Pacritinib, which is specific for JAK2, FLT3 and IRAK1 but does not affect JAK1, has demonstrated clinical activity in MF, and due to its mild myelosuppression, it was approved in the U.S. in 2022 for the treatment of MF patients with platelet counts less than 50 × 109/L [57,58,59]. In the dose-finding PAC203 trial, [60] pacritinib 200 mg BID was shown to maximize spleen volume reduction and symptom improvement.

Momelotinib, a JAK1, JAK2, and ACVR1 inhibitor, inhibits ACVR1-mediated ferroportin production, increases serum iron utilization and stimulates red blood cell production [61]. Three phase 3 studies (SIMPLIFY-1, SIMPLIFY-2 and MOMENTUN) demonstrated its sustained symptomatic improvement and favorable safety.
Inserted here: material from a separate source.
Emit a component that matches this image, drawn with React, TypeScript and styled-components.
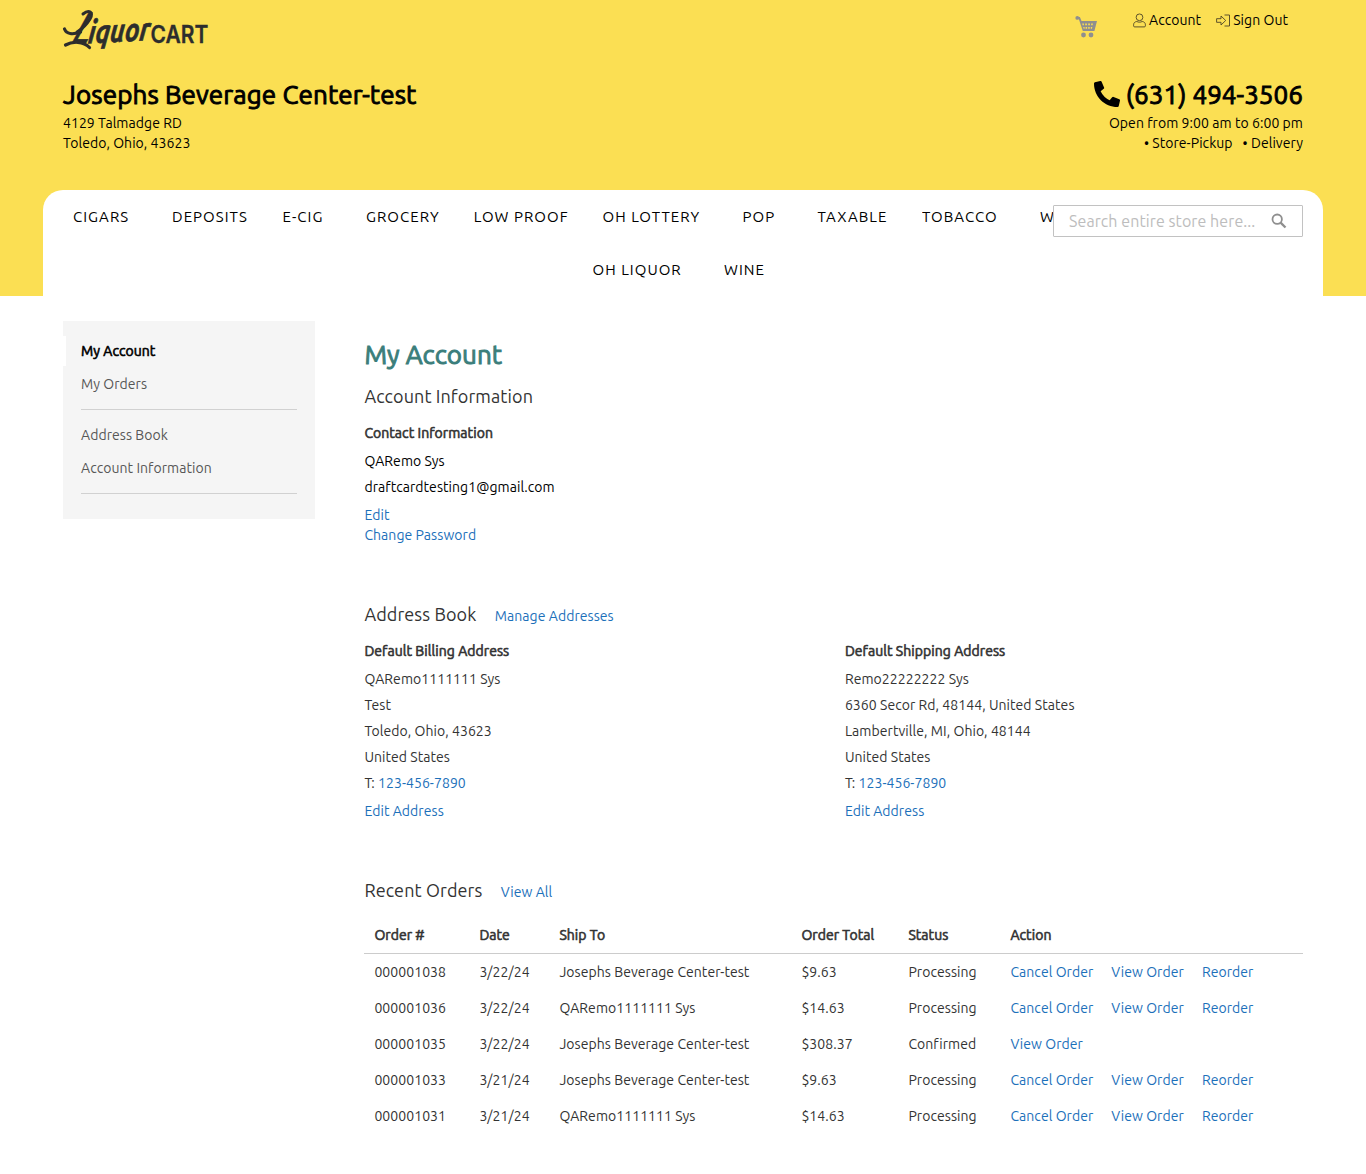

It is indicated that the efficacy of the treatment for MF patients suffering from symptoms of anemia with the requirement for red blood cell transfusion is good, with  70% of patients resolved in at least 12 weeks [62, 63]. However, a high incidence of peripheral neuropathy (30-50%) has also been reported with the drug.

Jaktinib, a deuterated form of Momelotinib, was shown in a phase 3 study (NCT04617028) to reduce spleen volume by ≥ 35% (SVR35) in 72.3% of the patients at Week 24 at a dose of 100 mg BID. It is a promising treatment option for patients with MF who develop refractory or recurrent disease after RUX therapy [64,65,66, 56, 67].

Gandotinib is an effective inhibitor of JAK2 activity with enhanced potency against the JAK2V617F mutation and has not exhibited the hematologic or infectious toxicity reported with RUX. Nor has it exhibited the neurotoxicity or serious safety concerns seen with other JAK inhibitors [68]. A phase I study suggested improvement in symptom assessment scale and splenic size following gandotinib treatment, where the maximum tolerated dose was 120 mg daily, and 29% of the MF patients achieved a best response of clinical improvement [69].

There is still a lack of data on the pre-transplantation use of fedratinib, pacritinib, momelotinib, jaktinib, and gandotinib, but their efficacy in MF suggests that they may also have a broad potential in pre-transplantation bridging therapy for MF.

Conclusion

In summary, JAK inhibitors, represented by ruxolitinib (RUX), can shrink the spleen and improve myelofibrosis-related symptoms and physical status, with the potential to control the development of GVHD. Their use in the peri-transplantation period of MF may improve the success rate of allo-HSCT in patients with MF, with acceptable concomitant adverse effects. At present the post-HCT impact of peri-implantation use of RUX or other JAK inhibitors awaits support from larger prospective randomized trials.